BM Sudan'daki kısa vadeli ateşkesi memnuniyetle karşıladı

Birleşmiş Milletler (BM), Suudi Arabistan ve ABD öncülüğünde, Sudan'daki tarafların kısa vadeli ateşkes üzerinde anlaşmasını memnuniyetle karşıladı.

BM İnsani İşlerden Sorumlu Genel Sekreter Yardımcısı ve Acil Yardım Koordinatörü Martin Griffiths, konuya ilişkin sosyal medya hesabından mesaj paylaştı.

Sudan'da çatışan tarafların "artık silahları susturması" gerektiğini belirten Griffiths, aynı zamanda insani yardımın güvenli ulaşımı ve temel hizmetlerin tekrar sağlanmasının önem taşıdığını kaydetti.

Griffiths, "Sudan'da kısa vadeli ateşkes sağlanmasını memnuniyetle karşılıyorum." ifadesini kullandı.

Suudi Arabistan ve ABD, Sudan'da çatışan ordu ile Hızlı Destek Kuvvetleri (HDK) arasında sağlanan 7 günlük ateşkesin, Sudan yerel saatiyle 22 Mayıs 21.45'te yürürlüğe gireceğini ve Sudan'daki krizi çözmek için Cidde şehrinde yapılan görüşmelerin devam edeceğini bildirmişti.

Sudan'ın tamamında uygulanacak "acil insani yardımların ulaştırılması ve temel hizmetlerin sağlanmasının" hedeflendiği kısa vadeli ateşkes anlaşması, tarafların Cidde Bildirgesi'nde insani yükümlülüklerle ilgili verilen taahhütlere uymasını kapsıyor.

ABD ve Suudi Arabistan'ın, Sudan'daki krizi çözmek için Cidde şehrinde 6 Mayıs'ta başlattıkları taraflar arasındaki görüşmeler sonucunda 11 Mayıs'ta, Sudan'daki çatışmaların durdurulması için "Cidde Bildirgesi" imzalanmıştı.

Bildirgede, Sudan ordusu ve HDK'nin sivillere zarar verecek herhangi bir saldırıdan uzak duracağı belirtilirken, Sudan halkının çıkarlarının iki taraf için öncelik olduğuna vurgu yapılmıştı.

Sudan'daki çatışmalar

Sudan ordusu ile HDK arasında, tarafların uzun süredir yaşadığı fikir ayrılıklarının artması sonucu Sudan'ın başkenti Hartum ve diğer şehirlerde 15 Nisan sabahı silahlı çatışmalar başlamıştı.
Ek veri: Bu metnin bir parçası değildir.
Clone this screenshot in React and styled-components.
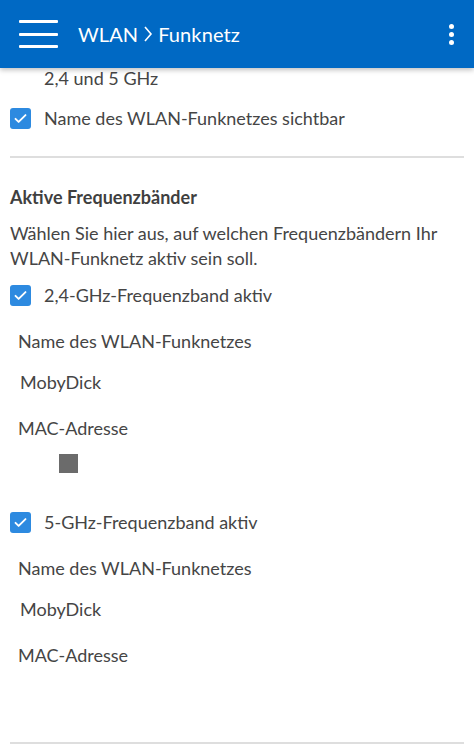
import React from "react";
import styled, { createGlobalStyle } from "styled-components";

const Global = createGlobalStyle`
  html, body { margin: 0; padding: 0; background: #fff; }
  body { font-family: Lato, "Noto Sans", sans-serif; color: #454545; }
  * { box-sizing: border-box; }
`;

const Page = styled.div`
  width: 474px;
  height: 750px;
  overflow: hidden;
  background: #fff;
  display: flex;
  flex-direction: column;
`;

const AppBar = styled.header`
  height: 68px;
  flex: none;
  background: #0069c4;
  display: flex;
  align-items: center;
  padding: 0 16px 0 19px;
  box-shadow: 0 2px 5px rgba(0, 0, 0, 0.25);
  position: relative;
  z-index: 1;
`;

const Burger = styled.div`
  width: 39px;
  height: 28px;
  display: flex;
  flex-direction: column;
  justify-content: space-between;
  margin-right: 20px;
  span {
    display: block;
    height: 3px;
    background: #fff;
    border-radius: 1px;
  }
`;

const Title = styled.h1`
  margin: 0;
  flex: 1;
  font-size: 20px;
  font-weight: 400;
  color: #fff;
  display: flex;
  align-items: center;
  gap: 5px;
  letter-spacing: 0.1px;
`;

const Kebab = styled.div`
  display: flex;
  flex-direction: column;
  gap: 3px;
  margin-right: 4px;
  span {
    width: 5px;
    height: 5px;
    border-radius: 50%;
    background: #fff;
  }
`;

const Content = styled.main`
  padding: 0 10px;
  flex: 1;
  display: flex;
  flex-direction: column;
`;

const Indented = styled.div`
  padding-left: 34px;
  font-size: 18px;
  line-height: 22px;
  margin-top: ${(p) => p.$mt || 0}px;
`;

const CheckRow = styled.label`
  display: flex;
  align-items: center;
  gap: 13px;
  font-size: 18px;
  line-height: 22px;
  margin-top: ${(p) => p.$mt || 0}px;
`;

const Box = styled.span`
  width: 21px;
  height: 21px;
  border-radius: 3px;
  background: #2d8ae0;
  display: flex;
  align-items: center;
  justify-content: center;
  flex: none;
`;

const Divider = styled.hr`
  border: none;
  border-top: 2px solid #dedede;
  margin: ${(p) => p.$mt || 0}px 0 0;
`;

const SectionTitle = styled.h2`
  margin: ${(p) => p.$mt || 0}px 0 0;
  font-size: 18px;
  font-weight: 700;
  line-height: 22px;
  color: #3f3f3f;
`;

const Para = styled.p`
  margin: ${(p) => p.$mt || 0}px 0 0;
  font-size: 18px;
  line-height: 25px;
`;

const Field = styled.div`
  padding-left: ${(p) => p.$pl || 8}px;
  font-size: 18px;
  line-height: 22px;
  margin-top: ${(p) => p.$mt || 0}px;
`;

const MacBlock = styled.div`
  margin: ${(p) => p.$mt || 0}px 0 0 49px;
  width: 19px;
  height: 19px;
  background: #6b6b6b;
`;

const Check = () => (
  <Box>
    <svg width="15" height="15" viewBox="0 0 24 24" fill="none" stroke="#fff" strokeWidth="3" strokeLinecap="round" strokeLinejoin="round">
      <path d="M4 12.5l5 5L20 6.5" />
    </svg>
  </Box>
);

export default function App() {
  return (
    <Page>
      <Global />
      <AppBar>
        <Burger>
          <span />
          <span />
          <span />
        </Burger>
        <Title>
          WLAN
          <svg width="10" height="18" viewBox="0 0 10 18" fill="none" stroke="#fff" strokeWidth="1.6">
            <path d="M2 2l6 7-6 7" />
          </svg>
          Funknetz
        </Title>
        <Kebab>
          <span />
          <span />
          <span />
        </Kebab>
      </AppBar>
      <Content>
        <Indented $mt={-1}>2,4 und 5 GHz</Indented>
        <CheckRow $mt={18}>
          <Check />
          Name des WLAN-Funknetzes sichtbar
        </CheckRow>
        <Divider $mt={27} />
        <SectionTitle $mt={28}>Aktive Frequenzbänder</SectionTitle>
        <Para $mt={13}>
          Wählen Sie hier aus, auf welchen Frequenzbändern Ihr
          <br />
          WLAN-Funknetz aktiv sein soll.
        </Para>
        <CheckRow $mt={13}>
          <Check />
          2,4-GHz-Frequenzband aktiv
        </CheckRow>
        <Field $mt={24}>Name des WLAN-Funknetzes</Field>
        <Field $mt={19} $pl={10}>MobyDick</Field>
        <Field $mt={24}>MAC-Adresse</Field>
        <MacBlock $mt={15} />
        <CheckRow $mt={38}>
          <Check />
          5-GHz-Frequenzband aktiv
        </CheckRow>
        <Field $mt={24}>Name des WLAN-Funknetzes</Field>
        <Field $mt={19} $pl={10}>MobyDick</Field>
        <Field $mt={24}>MAC-Adresse</Field>
        <Divider $mt={76} />
      </Content>
    </Page>
  );
}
Birleşmiş Milletler Uluslararası Göç Örgütü (IOM), Sudan'da devam eden çatışmalar nedeniyle 843 binden fazla kişinin ülke içinde yerinden edildiğini, 259 bin kişinin komşu ülkelere geçtiğini bildirmişti.

IOM, çatışmaların devam etmesi halinde 1,8 milyon kişinin ülke içinde yerinden olacağı öngörüsünde bulunmuştu.